__Task requirements__
Transcribe every entry below word for word, but skip the pictures.
* start *
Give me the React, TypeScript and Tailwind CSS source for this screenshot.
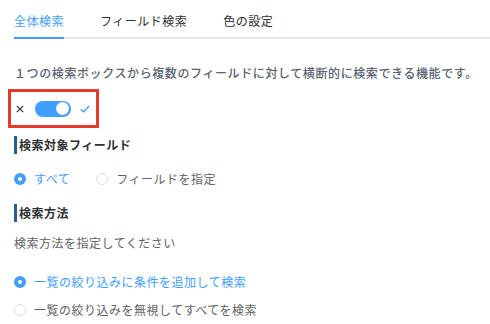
import React from "react";

const font = "font-['Noto_Sans_CJK_JP','Noto_Sans',sans-serif]";

const Radio = ({ checked, label }: { checked?: boolean; label: string }) => (
  <label className="flex items-center gap-[8px] h-[20px]">
    {checked ? (
      <span className="w-[12px] h-[12px] rounded-full bg-[#409eff] flex items-center justify-center">
        <span className="w-[4px] h-[4px] rounded-full bg-white" />
      </span>
    ) : (
      <span className="w-[12px] h-[12px] rounded-full border border-[#dcdfe6] bg-white" />
    )}
    <span className={checked ? "text-[#409eff]" : "text-[#606266]"}>{label}</span>
  </label>
);

const SectionTitle = ({ children }: { children: React.ReactNode }) => (
  <div className="flex items-center gap-[2px] h-[18px]">
    <span className="w-[3px] h-[18px] bg-[#215f94]" />
    <span className="font-bold text-[#303133]">{children}</span>
  </div>
);

export default function App() {
  return (
    <div
      className={`w-[490px] h-[324px] bg-white pl-[14px] text-[12px] leading-[20px] tracking-[0.5px] overflow-hidden ${font}`}
    >
      {/* tabs */}
      <div className="flex gap-[36px] h-[39px] border-b-2 border-[#e4e7ed]">
        <div className="pt-[11px] h-[39px] -mb-[2px] border-b-2 border-[#409eff] text-[#409eff]">全体検索</div>
        <div className="pt-[11px] text-[#303133]">フィールド検索</div>
        <div className="pt-[11px] text-[#303133]">色の設定</div>
      </div>

      <p className="mt-[24px] text-[#596270] font-medium tracking-[0.6px]">
        １つの検索ボックスから複数のフィールドに対して横断的に検索できる機能です。
      </p>

      {/* switch with highlight */}
      <div className="mt-[6px] -ml-[6px] w-[91px] h-[39px] border-[3px] border-[#e5392d] flex items-center pl-[5px]">
        <svg width="8" height="8" viewBox="0 0 8 8">
          <path d="M0.8 0.8 L7.2 7.2 M7.2 0.8 L0.8 7.2" stroke="#303133" strokeWidth="1.2" />
        </svg>
        <div className="ml-[11px] w-[36px] h-[16px] rounded-full bg-[#409eff] flex items-center justify-end pr-[2px]">
          <span className="w-[13px] h-[13px] rounded-full bg-white" />
        </div>
        <svg width="10" height="8" viewBox="0 0 10 8" className="ml-[9px]">
          <path d="M0.8 4.2 L3.6 6.8 L9.2 1" stroke="#409eff" strokeWidth="1.3" fill="none" />
        </svg>
      </div>

      <div className="mt-[8px]">
        <SectionTitle>検索対象フィールド</SectionTitle>
      </div>

      <div className="mt-[15px] flex gap-[26px]">
        <Radio checked label="すべて" />
        <Radio label="フィールドを指定" />
      </div>

      <div className="mt-[15px]">
        <SectionTitle>検索方法</SectionTitle>
      </div>

      <p className="mt-[11px] text-[#606266]">検索方法を指定してください</p>

      <div className="mt-[19px]">
        <Radio checked label="一覧の絞り込みに条件を追加して検索" />
      </div>
      <div className="mt-[8px]">
        <Radio label="一覧の絞り込みを無視してすべてを検索" />
      </div>
    </div>
  );
}
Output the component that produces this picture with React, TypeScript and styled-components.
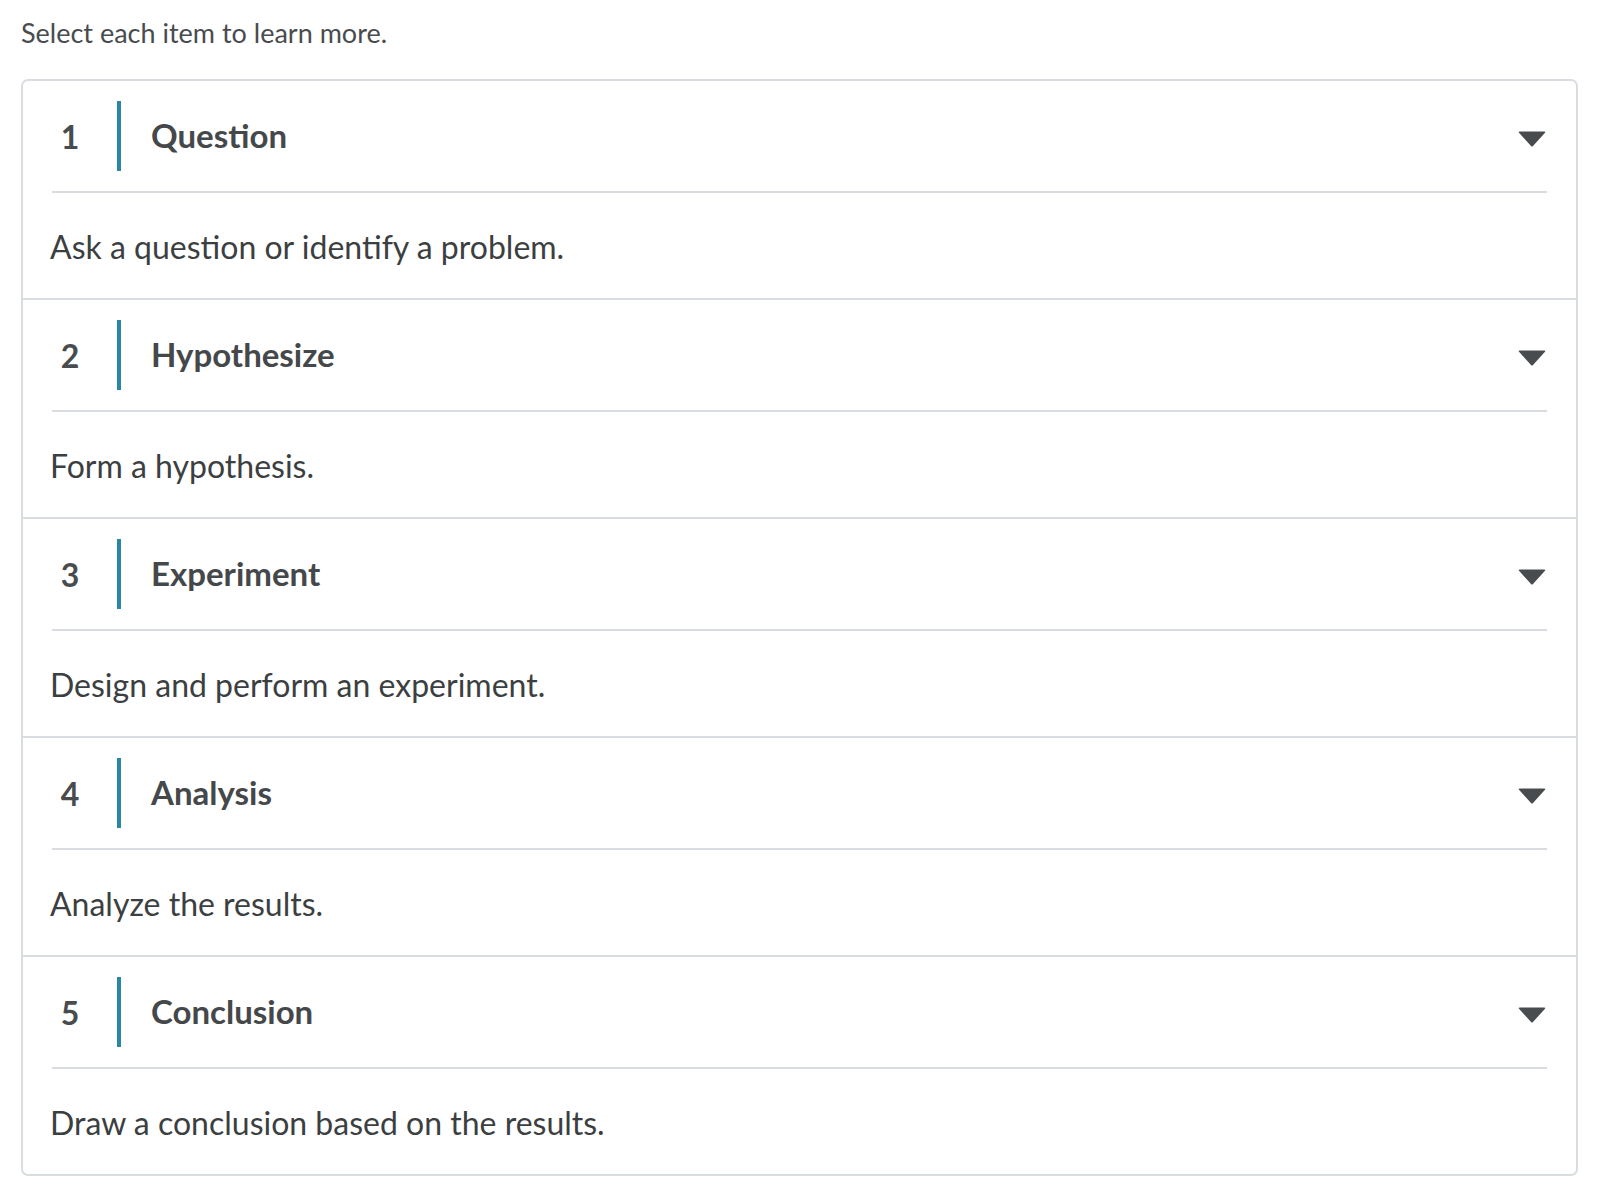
import React from "react";
import styled, { createGlobalStyle } from "styled-components";

const GlobalStyle = createGlobalStyle`
  body {
    margin: 0;
    background: #ffffff;
    font-family: Lato, "Open Sans", sans-serif;
    color: #494c4e;
  }
`;

const Page = styled.div`
  padding: 15px 22px 40px 21px;
`;

const Intro = styled.p`
  margin: 0 0 28px 0;
  font-size: 27px;
  line-height: 36px;
  color: #494c4e;
`;

const Accordion = styled.div`
  border: 2px solid #d9dde2;
  border-radius: 7px;
  background: #fff;
`;

const Section = styled.section<{ $last: boolean }>`
  border-bottom: ${({ $last }) => ($last ? "none" : "2px solid #d9dde2")};
`;

const Header = styled.div`
  display: flex;
  align-items: center;
  height: 110px;
  margin: 0 29px;
  border-bottom: 2px solid #d9dde2;
  cursor: pointer;
`;

const StepNumber = styled.span`
  width: 36px;
  text-align: center;
  font-size: 32px;
  font-weight: 700;
  color: #494c4e;
  margin-right: 29px;
`;

const Bar = styled.span`
  width: 4px;
  height: 70px;
  background: #2a87a3;
  margin-right: 30px;
`;

const Title = styled.h3`
  flex: 1;
  margin: 0 0 2px 0;
  font-size: 33px;
  font-weight: 700;
  color: #45484a;
`;

const Body = styled.div`
  display: flex;
  align-items: center;
  height: 105px;
  padding: 2px 29px 0 27px;
  box-sizing: border-box;
  font-size: 32px;
  color: #3c3f41;
`;

const Caret = () => (
  <svg width="30" height="18" viewBox="0 0 30 18" style={{ marginTop: 6 }}>
    <path
      d="M2.5 1.5 H27.5 Q29 1.5 28 2.7 L16 16 Q15 17.2 14 16 L2 2.7 Q1 1.5 2.5 1.5 Z"
      fill="#494c4e"
    />
  </svg>
);

const steps = [
  { title: "Question", text: "Ask a question or identify a problem." },
  { title: "Hypothesize", text: "Form a hypothesis." },
  { title: "Experiment", text: "Design and perform an experiment." },
  { title: "Analysis", text: "Analyze the results." },
  { title: "Conclusion", text: "Draw a conclusion based on the results." },
];

export default function App() {
  return (
    <>
      <GlobalStyle />
      <Page>
        <Intro>Select each item to learn more.</Intro>
        <Accordion>
          {steps.map((step, i) => (
            <Section key={step.title} $last={i === steps.length - 1}>
              <Header>
                <StepNumber>{i + 1}</StepNumber>
                <Bar />
                <Title>{step.title}</Title>
                <Caret />
              </Header>
              <Body>{step.text}</Body>
            </Section>
          ))}
        </Accordion>
      </Page>
    </>
  );
}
* end *
__Exercise answer__
Give me the React, TypeScript and Tailwind CSS source for this screenshot.
import React from "react";

const font = "font-['Noto_Sans_CJK_JP','Noto_Sans',sans-serif]";

const Radio = ({ checked, label }: { checked?: boolean; label: string }) => (
  <label className="flex items-center gap-[8px] h-[20px]">
    {checked ? (
      <span className="w-[12px] h-[12px] rounded-full bg-[#409eff] flex items-center justify-center">
        <span className="w-[4px] h-[4px] rounded-full bg-white" />
      </span>
    ) : (
      <span className="w-[12px] h-[12px] rounded-full border border-[#dcdfe6] bg-white" />
    )}
    <span className={checked ? "text-[#409eff]" : "text-[#606266]"}>{label}</span>
  </label>
);

const SectionTitle = ({ children }: { children: React.ReactNode }) => (
  <div className="flex items-center gap-[2px] h-[18px]">
    <span className="w-[3px] h-[18px] bg-[#215f94]" />
    <span className="font-bold text-[#303133]">{children}</span>
  </div>
);

export default function App() {
  return (
    <div
      className={`w-[490px] h-[324px] bg-white pl-[14px] text-[12px] leading-[20px] tracking-[0.5px] overflow-hidden ${font}`}
    >
      {/* tabs */}
      <div className="flex gap-[36px] h-[39px] border-b-2 border-[#e4e7ed]">
        <div className="pt-[11px] h-[39px] -mb-[2px] border-b-2 border-[#409eff] text-[#409eff]">全体検索</div>
        <div className="pt-[11px] text-[#303133]">フィールド検索</div>
        <div className="pt-[11px] text-[#303133]">色の設定</div>
      </div>

      <p className="mt-[24px] text-[#596270] font-medium tracking-[0.6px]">
        １つの検索ボックスから複数のフィールドに対して横断的に検索できる機能です。
      </p>

      {/* switch with highlight */}
      <div className="mt-[6px] -ml-[6px] w-[91px] h-[39px] border-[3px] border-[#e5392d] flex items-center pl-[5px]">
        <svg width="8" height="8" viewBox="0 0 8 8">
          <path d="M0.8 0.8 L7.2 7.2 M7.2 0.8 L0.8 7.2" stroke="#303133" strokeWidth="1.2" />
        </svg>
        <div className="ml-[11px] w-[36px] h-[16px] rounded-full bg-[#409eff] flex items-center justify-end pr-[2px]">
          <span className="w-[13px] h-[13px] rounded-full bg-white" />
        </div>
        <svg width="10" height="8" viewBox="0 0 10 8" className="ml-[9px]">
          <path d="M0.8 4.2 L3.6 6.8 L9.2 1" stroke="#409eff" strokeWidth="1.3" fill="none" />
        </svg>
      </div>

      <div className="mt-[8px]">
        <SectionTitle>検索対象フィールド</SectionTitle>
      </div>

      <div className="mt-[15px] flex gap-[26px]">
        <Radio checked label="すべて" />
        <Radio label="フィールドを指定" />
      </div>

      <div className="mt-[15px]">
        <SectionTitle>検索方法</SectionTitle>
      </div>

      <p className="mt-[11px] text-[#606266]">検索方法を指定してください</p>

      <div className="mt-[19px]">
        <Radio checked label="一覧の絞り込みに条件を追加して検索" />
      </div>
      <div className="mt-[8px]">
        <Radio label="一覧の絞り込みを無視してすべてを検索" />
      </div>
    </div>
  );
}
Output the component that produces this picture with React, TypeScript and styled-components.
import React from "react";
import styled, { createGlobalStyle } from "styled-components";

const GlobalStyle = createGlobalStyle`
  body {
    margin: 0;
    background: #ffffff;
    font-family: Lato, "Open Sans", sans-serif;
    color: #494c4e;
  }
`;

const Page = styled.div`
  padding: 15px 22px 40px 21px;
`;

const Intro = styled.p`
  margin: 0 0 28px 0;
  font-size: 27px;
  line-height: 36px;
  color: #494c4e;
`;

const Accordion = styled.div`
  border: 2px solid #d9dde2;
  border-radius: 7px;
  background: #fff;
`;

const Section = styled.section<{ $last: boolean }>`
  border-bottom: ${({ $last }) => ($last ? "none" : "2px solid #d9dde2")};
`;

const Header = styled.div`
  display: flex;
  align-items: center;
  height: 110px;
  margin: 0 29px;
  border-bottom: 2px solid #d9dde2;
  cursor: pointer;
`;

const StepNumber = styled.span`
  width: 36px;
  text-align: center;
  font-size: 32px;
  font-weight: 700;
  color: #494c4e;
  margin-right: 29px;
`;

const Bar = styled.span`
  width: 4px;
  height: 70px;
  background: #2a87a3;
  margin-right: 30px;
`;

const Title = styled.h3`
  flex: 1;
  margin: 0 0 2px 0;
  font-size: 33px;
  font-weight: 700;
  color: #45484a;
`;

const Body = styled.div`
  display: flex;
  align-items: center;
  height: 105px;
  padding: 2px 29px 0 27px;
  box-sizing: border-box;
  font-size: 32px;
  color: #3c3f41;
`;

const Caret = () => (
  <svg width="30" height="18" viewBox="0 0 30 18" style={{ marginTop: 6 }}>
    <path
      d="M2.5 1.5 H27.5 Q29 1.5 28 2.7 L16 16 Q15 17.2 14 16 L2 2.7 Q1 1.5 2.5 1.5 Z"
      fill="#494c4e"
    />
  </svg>
);

const steps = [
  { title: "Question", text: "Ask a question or identify a problem." },
  { title: "Hypothesize", text: "Form a hypothesis." },
  { title: "Experiment", text: "Design and perform an experiment." },
  { title: "Analysis", text: "Analyze the results." },
  { title: "Conclusion", text: "Draw a conclusion based on the results." },
];

export default function App() {
  return (
    <>
      <GlobalStyle />
      <Page>
        <Intro>Select each item to learn more.</Intro>
        <Accordion>
          {steps.map((step, i) => (
            <Section key={step.title} $last={i === steps.length - 1}>
              <Header>
                <StepNumber>{i + 1}</StepNumber>
                <Bar />
                <Title>{step.title}</Title>
                <Caret />
              </Header>
              <Body>{step.text}</Body>
            </Section>
          ))}
        </Accordion>
      </Page>
    </>
  );
}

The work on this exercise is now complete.